To do =
Any pictures should be left out; please print exactly the lines between the line with "Recreate this image" and the line with "import React from", inclusive.

..........

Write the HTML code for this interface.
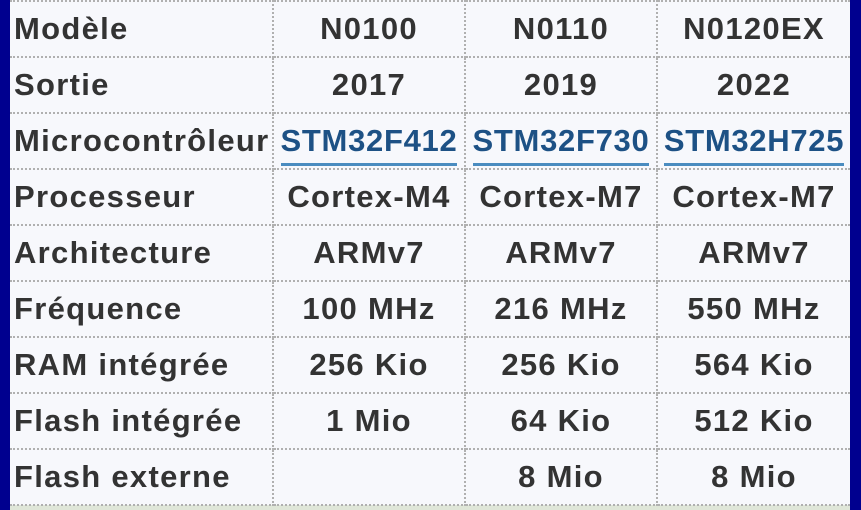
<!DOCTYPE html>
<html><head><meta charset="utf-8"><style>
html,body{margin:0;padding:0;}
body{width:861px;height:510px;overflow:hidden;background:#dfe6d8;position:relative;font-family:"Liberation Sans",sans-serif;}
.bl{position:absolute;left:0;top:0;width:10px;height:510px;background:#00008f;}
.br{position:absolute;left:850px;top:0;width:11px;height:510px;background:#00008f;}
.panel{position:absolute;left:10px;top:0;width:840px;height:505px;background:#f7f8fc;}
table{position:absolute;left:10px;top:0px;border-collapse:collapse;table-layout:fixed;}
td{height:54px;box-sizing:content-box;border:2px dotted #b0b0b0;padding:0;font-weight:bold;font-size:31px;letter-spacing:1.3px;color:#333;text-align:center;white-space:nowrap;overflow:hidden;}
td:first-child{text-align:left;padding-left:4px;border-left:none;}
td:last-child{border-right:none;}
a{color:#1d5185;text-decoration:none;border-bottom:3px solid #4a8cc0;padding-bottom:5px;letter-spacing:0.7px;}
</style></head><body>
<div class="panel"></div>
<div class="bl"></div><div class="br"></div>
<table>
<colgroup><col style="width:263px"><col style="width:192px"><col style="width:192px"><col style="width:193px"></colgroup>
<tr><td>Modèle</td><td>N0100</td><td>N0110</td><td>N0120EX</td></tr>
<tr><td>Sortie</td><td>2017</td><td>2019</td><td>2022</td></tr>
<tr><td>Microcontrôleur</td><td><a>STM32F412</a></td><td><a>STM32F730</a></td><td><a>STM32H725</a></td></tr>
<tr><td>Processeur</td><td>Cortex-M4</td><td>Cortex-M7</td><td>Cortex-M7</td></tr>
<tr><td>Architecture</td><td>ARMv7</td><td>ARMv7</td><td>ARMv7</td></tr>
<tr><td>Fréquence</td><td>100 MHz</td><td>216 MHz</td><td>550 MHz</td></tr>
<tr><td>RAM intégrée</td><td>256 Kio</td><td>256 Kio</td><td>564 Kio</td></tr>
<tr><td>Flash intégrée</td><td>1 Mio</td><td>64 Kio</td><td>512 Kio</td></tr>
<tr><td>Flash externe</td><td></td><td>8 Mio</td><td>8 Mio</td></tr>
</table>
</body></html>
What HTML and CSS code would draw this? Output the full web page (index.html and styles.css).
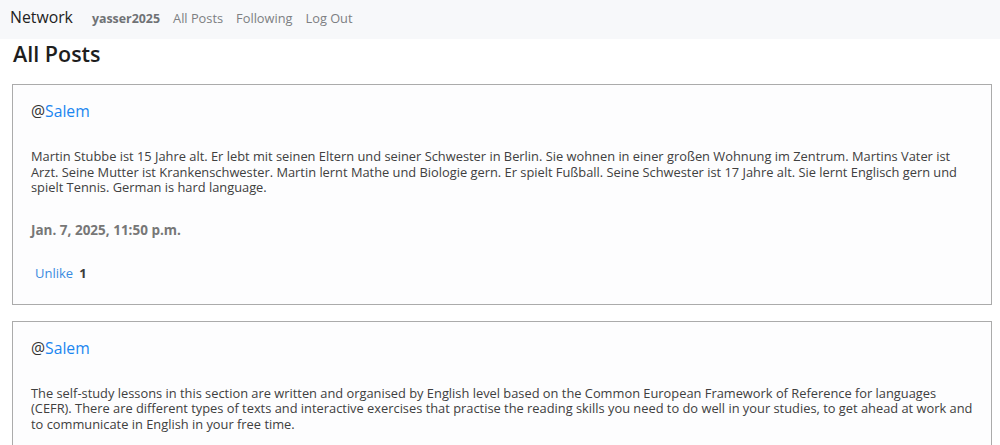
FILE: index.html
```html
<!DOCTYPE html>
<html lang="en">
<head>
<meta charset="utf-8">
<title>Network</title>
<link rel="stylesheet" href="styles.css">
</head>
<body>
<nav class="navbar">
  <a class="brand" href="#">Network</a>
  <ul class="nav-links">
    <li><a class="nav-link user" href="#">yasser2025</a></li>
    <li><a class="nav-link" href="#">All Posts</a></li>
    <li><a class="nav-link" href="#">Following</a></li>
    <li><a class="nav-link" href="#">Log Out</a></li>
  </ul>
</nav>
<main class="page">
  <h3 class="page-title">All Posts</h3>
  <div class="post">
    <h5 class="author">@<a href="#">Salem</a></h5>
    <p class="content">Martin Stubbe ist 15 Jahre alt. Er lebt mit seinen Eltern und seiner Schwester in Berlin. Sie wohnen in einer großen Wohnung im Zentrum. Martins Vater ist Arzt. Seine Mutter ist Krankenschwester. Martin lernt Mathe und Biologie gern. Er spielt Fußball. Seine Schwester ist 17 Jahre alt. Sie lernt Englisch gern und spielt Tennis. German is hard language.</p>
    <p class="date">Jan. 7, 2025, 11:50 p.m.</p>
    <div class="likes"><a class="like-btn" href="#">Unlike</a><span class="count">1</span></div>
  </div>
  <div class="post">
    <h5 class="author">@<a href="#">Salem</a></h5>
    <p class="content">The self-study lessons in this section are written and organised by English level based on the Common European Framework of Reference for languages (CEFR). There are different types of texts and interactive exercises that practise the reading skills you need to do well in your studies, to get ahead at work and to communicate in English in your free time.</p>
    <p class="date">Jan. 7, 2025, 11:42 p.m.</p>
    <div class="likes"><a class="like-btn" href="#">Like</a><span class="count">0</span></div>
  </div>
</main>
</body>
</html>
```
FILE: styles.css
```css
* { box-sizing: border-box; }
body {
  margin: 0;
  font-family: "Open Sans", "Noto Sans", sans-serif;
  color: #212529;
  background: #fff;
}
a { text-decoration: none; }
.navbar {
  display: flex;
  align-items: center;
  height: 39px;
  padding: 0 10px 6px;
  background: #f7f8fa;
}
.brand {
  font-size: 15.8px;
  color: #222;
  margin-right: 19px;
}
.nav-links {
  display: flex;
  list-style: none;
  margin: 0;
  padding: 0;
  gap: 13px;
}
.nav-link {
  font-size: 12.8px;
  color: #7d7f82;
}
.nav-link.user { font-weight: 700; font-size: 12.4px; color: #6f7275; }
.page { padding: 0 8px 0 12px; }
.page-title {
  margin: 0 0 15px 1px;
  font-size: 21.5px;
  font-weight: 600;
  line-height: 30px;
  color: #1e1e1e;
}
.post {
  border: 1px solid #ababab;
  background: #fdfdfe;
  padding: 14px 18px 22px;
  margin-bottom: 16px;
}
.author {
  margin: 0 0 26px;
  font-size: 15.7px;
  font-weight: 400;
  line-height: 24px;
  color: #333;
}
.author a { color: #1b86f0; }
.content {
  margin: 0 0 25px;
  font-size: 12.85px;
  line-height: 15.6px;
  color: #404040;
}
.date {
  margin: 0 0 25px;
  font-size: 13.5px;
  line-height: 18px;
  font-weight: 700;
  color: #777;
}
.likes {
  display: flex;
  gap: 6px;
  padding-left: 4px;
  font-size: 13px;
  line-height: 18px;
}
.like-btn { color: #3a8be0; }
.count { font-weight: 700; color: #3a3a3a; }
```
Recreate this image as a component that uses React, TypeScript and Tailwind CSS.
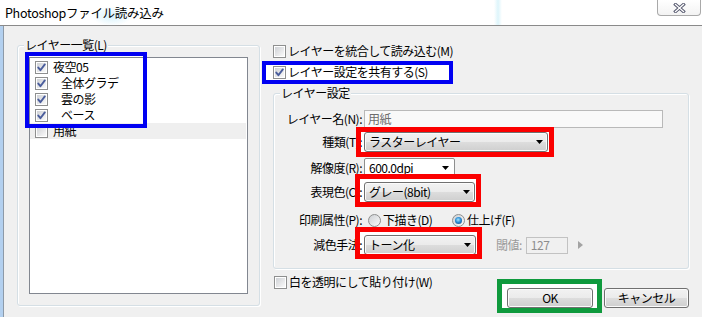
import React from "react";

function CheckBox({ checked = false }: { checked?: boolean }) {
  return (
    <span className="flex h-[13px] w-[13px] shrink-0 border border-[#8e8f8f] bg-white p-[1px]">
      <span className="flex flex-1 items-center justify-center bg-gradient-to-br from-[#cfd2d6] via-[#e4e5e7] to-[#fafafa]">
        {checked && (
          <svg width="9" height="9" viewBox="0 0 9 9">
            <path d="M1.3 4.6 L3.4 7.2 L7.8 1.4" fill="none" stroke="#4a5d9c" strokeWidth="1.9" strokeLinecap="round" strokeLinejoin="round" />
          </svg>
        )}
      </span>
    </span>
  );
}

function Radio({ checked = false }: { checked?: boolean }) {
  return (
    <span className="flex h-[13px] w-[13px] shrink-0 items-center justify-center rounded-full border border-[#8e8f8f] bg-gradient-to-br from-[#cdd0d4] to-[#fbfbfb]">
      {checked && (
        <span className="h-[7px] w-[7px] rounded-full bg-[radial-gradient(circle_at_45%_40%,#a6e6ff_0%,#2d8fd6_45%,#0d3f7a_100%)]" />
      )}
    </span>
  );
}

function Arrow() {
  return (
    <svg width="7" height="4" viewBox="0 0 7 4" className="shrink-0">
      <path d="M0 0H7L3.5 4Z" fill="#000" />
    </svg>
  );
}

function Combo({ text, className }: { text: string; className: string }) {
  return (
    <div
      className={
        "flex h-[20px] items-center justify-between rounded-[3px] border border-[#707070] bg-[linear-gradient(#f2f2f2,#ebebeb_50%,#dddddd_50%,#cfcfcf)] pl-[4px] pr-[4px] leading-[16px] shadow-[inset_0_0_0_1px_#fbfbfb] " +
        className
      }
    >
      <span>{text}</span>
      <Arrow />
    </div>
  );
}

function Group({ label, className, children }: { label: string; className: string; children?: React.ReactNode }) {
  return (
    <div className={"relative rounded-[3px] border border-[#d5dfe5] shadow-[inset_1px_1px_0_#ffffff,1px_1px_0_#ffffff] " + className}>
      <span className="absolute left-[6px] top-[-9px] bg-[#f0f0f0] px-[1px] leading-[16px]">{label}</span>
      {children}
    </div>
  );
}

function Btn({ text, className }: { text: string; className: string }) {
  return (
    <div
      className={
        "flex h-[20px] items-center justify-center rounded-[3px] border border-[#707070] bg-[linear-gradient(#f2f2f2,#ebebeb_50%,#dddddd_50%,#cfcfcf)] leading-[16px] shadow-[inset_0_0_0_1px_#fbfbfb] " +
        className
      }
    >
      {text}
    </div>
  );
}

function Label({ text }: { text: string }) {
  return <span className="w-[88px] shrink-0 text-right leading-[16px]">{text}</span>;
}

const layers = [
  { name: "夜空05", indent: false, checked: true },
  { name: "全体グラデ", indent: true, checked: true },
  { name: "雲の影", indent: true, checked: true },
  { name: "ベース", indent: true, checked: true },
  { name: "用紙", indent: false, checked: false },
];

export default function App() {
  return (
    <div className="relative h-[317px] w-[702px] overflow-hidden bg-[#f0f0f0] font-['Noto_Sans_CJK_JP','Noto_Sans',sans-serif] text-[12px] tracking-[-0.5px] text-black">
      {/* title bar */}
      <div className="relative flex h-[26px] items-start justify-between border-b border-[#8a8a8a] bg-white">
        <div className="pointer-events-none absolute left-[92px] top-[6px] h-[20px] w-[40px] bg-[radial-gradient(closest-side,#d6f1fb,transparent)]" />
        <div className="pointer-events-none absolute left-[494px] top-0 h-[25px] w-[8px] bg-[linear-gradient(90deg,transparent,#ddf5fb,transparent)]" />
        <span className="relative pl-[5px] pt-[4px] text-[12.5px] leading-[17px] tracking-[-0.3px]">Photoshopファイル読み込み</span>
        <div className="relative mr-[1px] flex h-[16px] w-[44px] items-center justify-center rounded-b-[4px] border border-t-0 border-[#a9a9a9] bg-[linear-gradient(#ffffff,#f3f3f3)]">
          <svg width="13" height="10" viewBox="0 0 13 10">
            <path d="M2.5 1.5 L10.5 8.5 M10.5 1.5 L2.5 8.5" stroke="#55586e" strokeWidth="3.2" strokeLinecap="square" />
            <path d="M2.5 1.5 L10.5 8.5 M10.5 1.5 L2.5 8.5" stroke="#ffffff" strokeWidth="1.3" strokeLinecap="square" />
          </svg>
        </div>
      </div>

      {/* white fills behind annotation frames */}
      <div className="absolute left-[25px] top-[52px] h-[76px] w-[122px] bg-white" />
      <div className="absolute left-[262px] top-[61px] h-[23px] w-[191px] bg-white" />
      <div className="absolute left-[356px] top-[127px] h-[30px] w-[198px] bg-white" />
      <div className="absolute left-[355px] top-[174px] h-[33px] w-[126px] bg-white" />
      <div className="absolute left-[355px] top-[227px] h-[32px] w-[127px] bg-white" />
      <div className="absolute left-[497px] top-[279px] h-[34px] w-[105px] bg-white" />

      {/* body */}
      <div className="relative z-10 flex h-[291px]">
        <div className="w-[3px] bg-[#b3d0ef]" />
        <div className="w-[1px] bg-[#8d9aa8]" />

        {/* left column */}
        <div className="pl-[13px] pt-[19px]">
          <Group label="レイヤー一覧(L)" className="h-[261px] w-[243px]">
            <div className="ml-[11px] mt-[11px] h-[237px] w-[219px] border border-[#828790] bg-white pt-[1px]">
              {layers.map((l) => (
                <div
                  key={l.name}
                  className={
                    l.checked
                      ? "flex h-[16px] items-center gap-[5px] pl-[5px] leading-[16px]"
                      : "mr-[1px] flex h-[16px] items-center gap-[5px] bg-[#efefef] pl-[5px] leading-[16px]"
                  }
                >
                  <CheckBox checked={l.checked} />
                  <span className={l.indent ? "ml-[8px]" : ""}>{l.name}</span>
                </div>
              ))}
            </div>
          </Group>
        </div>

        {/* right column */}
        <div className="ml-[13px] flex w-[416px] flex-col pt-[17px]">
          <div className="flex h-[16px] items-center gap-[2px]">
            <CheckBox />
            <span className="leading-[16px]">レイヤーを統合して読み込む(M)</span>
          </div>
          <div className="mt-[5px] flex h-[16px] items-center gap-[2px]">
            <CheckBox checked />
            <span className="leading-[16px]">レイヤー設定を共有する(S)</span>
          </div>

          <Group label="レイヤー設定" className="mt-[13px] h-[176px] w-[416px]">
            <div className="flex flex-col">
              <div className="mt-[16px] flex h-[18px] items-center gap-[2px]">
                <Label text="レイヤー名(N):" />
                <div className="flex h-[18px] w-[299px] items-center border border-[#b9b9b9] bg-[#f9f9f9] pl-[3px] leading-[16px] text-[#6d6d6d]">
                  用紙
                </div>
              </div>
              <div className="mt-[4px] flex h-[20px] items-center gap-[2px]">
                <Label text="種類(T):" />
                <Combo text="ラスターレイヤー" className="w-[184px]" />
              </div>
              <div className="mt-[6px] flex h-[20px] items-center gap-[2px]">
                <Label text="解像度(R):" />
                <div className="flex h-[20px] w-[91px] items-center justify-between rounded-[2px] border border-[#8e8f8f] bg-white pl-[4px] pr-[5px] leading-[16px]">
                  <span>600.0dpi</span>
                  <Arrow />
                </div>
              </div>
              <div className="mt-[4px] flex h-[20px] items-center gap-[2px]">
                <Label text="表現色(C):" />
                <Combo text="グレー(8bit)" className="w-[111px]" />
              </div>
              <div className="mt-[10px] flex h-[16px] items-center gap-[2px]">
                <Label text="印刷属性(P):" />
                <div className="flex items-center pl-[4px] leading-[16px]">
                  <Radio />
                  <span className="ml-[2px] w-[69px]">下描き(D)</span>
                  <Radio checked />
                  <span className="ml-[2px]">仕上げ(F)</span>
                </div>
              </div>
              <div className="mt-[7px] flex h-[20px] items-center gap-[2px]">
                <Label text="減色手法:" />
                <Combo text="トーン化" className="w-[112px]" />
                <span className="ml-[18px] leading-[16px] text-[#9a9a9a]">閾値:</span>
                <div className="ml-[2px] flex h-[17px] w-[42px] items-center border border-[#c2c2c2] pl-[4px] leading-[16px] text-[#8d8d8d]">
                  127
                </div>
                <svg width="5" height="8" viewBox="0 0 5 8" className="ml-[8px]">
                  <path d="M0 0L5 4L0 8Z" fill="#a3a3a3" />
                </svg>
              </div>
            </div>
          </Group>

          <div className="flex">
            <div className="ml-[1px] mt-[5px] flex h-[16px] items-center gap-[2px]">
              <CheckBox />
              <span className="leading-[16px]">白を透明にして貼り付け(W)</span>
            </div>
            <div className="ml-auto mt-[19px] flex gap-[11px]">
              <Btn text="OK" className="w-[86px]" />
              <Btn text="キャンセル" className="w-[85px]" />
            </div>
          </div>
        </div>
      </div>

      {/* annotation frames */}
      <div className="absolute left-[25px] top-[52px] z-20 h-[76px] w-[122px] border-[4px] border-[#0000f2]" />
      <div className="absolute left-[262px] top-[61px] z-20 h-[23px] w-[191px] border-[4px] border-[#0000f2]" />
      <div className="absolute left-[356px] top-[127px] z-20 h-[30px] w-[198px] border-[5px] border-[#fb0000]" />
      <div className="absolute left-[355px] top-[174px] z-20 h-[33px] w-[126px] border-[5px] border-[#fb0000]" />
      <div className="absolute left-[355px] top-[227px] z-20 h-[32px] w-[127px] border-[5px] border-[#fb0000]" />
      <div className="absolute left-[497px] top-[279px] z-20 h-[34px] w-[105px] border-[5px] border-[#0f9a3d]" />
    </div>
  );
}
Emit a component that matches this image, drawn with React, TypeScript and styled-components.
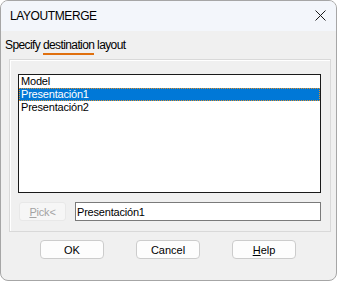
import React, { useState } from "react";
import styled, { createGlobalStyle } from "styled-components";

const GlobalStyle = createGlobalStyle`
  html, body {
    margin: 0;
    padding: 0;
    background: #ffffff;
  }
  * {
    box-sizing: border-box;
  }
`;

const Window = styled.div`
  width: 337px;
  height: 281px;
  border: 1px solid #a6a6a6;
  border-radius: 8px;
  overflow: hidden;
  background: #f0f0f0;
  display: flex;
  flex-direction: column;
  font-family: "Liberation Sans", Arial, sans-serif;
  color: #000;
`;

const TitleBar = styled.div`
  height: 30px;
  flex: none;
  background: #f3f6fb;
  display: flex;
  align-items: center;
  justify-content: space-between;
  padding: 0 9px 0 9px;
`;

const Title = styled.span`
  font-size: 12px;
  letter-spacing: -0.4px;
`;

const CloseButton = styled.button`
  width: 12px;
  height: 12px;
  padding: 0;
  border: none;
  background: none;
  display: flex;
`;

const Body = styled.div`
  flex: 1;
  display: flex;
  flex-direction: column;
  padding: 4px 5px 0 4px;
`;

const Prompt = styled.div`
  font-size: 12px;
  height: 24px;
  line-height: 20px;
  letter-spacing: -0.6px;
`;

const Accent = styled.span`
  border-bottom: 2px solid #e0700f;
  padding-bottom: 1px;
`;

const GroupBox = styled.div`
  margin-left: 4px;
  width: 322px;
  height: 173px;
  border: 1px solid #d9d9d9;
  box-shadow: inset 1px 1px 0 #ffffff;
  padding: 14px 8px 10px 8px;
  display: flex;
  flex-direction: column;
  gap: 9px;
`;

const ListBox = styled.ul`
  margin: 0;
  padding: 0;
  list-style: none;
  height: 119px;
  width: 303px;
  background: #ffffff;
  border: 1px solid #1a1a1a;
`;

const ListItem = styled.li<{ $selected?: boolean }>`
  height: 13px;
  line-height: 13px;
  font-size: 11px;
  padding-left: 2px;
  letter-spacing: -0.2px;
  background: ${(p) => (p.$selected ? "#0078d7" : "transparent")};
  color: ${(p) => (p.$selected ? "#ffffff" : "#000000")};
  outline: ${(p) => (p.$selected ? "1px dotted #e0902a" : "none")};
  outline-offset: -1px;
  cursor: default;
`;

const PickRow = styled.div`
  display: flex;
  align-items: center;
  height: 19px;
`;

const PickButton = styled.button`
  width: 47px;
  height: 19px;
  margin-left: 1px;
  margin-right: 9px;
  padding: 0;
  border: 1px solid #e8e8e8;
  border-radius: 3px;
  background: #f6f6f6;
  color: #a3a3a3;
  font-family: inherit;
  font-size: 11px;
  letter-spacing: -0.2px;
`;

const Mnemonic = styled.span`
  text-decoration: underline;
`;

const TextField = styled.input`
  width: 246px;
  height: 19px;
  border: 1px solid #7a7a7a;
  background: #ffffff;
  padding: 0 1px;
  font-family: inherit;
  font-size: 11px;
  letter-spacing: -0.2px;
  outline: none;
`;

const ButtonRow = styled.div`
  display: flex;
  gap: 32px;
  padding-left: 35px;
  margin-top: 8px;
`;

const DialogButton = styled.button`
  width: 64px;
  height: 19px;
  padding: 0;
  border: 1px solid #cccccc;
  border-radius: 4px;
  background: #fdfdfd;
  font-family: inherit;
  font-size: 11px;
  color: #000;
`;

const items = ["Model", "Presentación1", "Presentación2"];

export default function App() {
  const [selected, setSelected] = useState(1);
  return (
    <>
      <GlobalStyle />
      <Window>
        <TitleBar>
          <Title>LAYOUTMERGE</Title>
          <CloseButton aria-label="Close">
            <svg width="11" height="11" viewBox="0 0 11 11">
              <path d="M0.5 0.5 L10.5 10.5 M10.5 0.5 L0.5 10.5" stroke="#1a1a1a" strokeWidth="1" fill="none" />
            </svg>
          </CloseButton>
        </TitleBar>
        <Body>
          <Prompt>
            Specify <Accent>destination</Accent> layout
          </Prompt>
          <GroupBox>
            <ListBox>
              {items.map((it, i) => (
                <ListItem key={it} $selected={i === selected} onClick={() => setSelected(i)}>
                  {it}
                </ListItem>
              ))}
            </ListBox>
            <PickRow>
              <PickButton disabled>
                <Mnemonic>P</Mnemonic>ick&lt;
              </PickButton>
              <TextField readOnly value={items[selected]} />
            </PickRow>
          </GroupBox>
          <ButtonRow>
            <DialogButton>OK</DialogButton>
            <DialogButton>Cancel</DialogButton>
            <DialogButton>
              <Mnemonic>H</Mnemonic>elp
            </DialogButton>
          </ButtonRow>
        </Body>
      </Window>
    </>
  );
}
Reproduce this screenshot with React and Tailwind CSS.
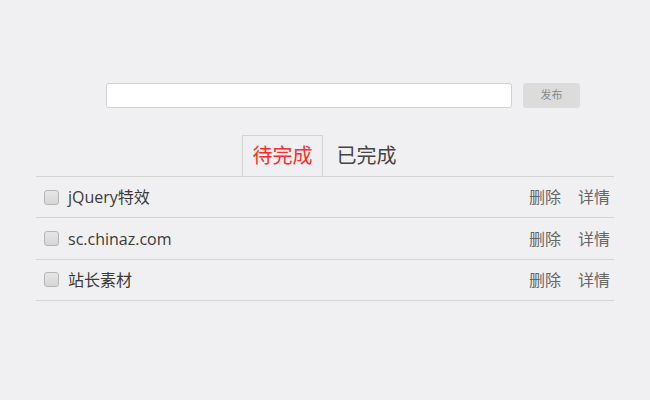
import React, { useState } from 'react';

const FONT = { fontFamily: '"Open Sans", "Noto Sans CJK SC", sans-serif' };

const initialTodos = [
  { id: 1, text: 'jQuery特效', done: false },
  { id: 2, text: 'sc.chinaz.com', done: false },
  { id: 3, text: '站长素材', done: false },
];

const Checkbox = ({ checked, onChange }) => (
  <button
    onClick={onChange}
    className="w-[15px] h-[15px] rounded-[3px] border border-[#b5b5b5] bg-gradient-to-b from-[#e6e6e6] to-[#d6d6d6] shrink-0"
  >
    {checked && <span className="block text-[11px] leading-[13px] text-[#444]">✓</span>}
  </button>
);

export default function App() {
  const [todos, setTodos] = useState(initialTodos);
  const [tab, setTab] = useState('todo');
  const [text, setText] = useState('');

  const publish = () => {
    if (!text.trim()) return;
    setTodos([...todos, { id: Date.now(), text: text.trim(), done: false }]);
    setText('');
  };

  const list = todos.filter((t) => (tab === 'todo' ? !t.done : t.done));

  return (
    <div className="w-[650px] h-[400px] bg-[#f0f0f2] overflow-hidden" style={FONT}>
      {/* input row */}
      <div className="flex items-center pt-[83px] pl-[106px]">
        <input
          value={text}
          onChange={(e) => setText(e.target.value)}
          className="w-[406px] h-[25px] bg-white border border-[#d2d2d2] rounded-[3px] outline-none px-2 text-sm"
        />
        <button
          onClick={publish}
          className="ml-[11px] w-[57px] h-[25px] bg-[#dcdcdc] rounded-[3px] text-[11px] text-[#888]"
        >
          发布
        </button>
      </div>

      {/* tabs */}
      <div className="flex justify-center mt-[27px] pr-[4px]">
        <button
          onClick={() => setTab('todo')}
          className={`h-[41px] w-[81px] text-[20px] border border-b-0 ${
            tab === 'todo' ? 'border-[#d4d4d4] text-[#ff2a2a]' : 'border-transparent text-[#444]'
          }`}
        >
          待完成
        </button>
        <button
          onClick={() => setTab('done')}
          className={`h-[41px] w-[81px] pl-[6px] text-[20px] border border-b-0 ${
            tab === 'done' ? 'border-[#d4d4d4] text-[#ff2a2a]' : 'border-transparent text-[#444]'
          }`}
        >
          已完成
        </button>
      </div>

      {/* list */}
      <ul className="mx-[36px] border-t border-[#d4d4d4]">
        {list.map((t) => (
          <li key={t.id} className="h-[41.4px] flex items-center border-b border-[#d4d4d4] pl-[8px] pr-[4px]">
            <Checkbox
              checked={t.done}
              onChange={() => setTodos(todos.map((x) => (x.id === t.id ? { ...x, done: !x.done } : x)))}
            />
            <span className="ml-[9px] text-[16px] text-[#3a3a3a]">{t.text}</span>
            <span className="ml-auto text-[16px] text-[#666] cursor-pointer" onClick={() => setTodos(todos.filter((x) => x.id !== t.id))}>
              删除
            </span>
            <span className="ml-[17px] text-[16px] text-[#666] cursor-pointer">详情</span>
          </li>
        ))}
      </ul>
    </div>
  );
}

..........

Expected answer =
Recreate this image as a component that uses React, TypeScript and Tailwind CSS.
import React from "react";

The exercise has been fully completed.